The person who can be both muse and audience for me, is by definition someone I find innately inspiring. (Tom again!) That can be about their creative work, and often is. However, anyone who lives with passion and integrity, pouring soul into what they do, is likely to inspire me. Brilliant, wonderful, dedicated people do not reliably have time on their hands to be messing about reading my scribblings.

The flow of inspiration depends very much on my human relationships. I am inspired by nature, by landscapes and skies, but these things do not need a poem from me. They need my words dedicated to political activism, and might benefit from how my words impact on other people. I do that as best I can, but they do not need my poetry in any way I have ever been able to discern.

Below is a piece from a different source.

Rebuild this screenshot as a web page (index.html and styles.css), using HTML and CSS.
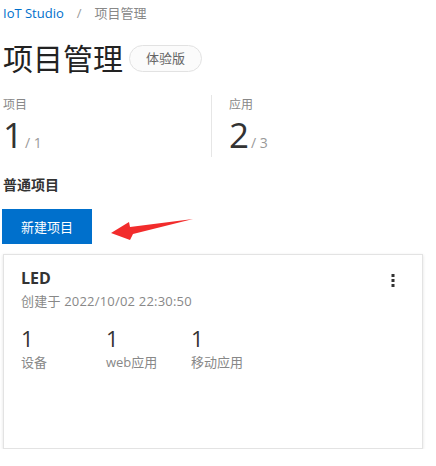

The answer to block, and lost direction and an absence of inspiration, is relationship. Where am I needed? Who can I offer my words to? Who feeds my mind? Can I find people who inspire me but who can also spare the time to interact with me? Sometimes those answers are bound to be negative, and perhaps the only thing to do is quietly weather those fallow periods, and keep looking for places where there might be flow.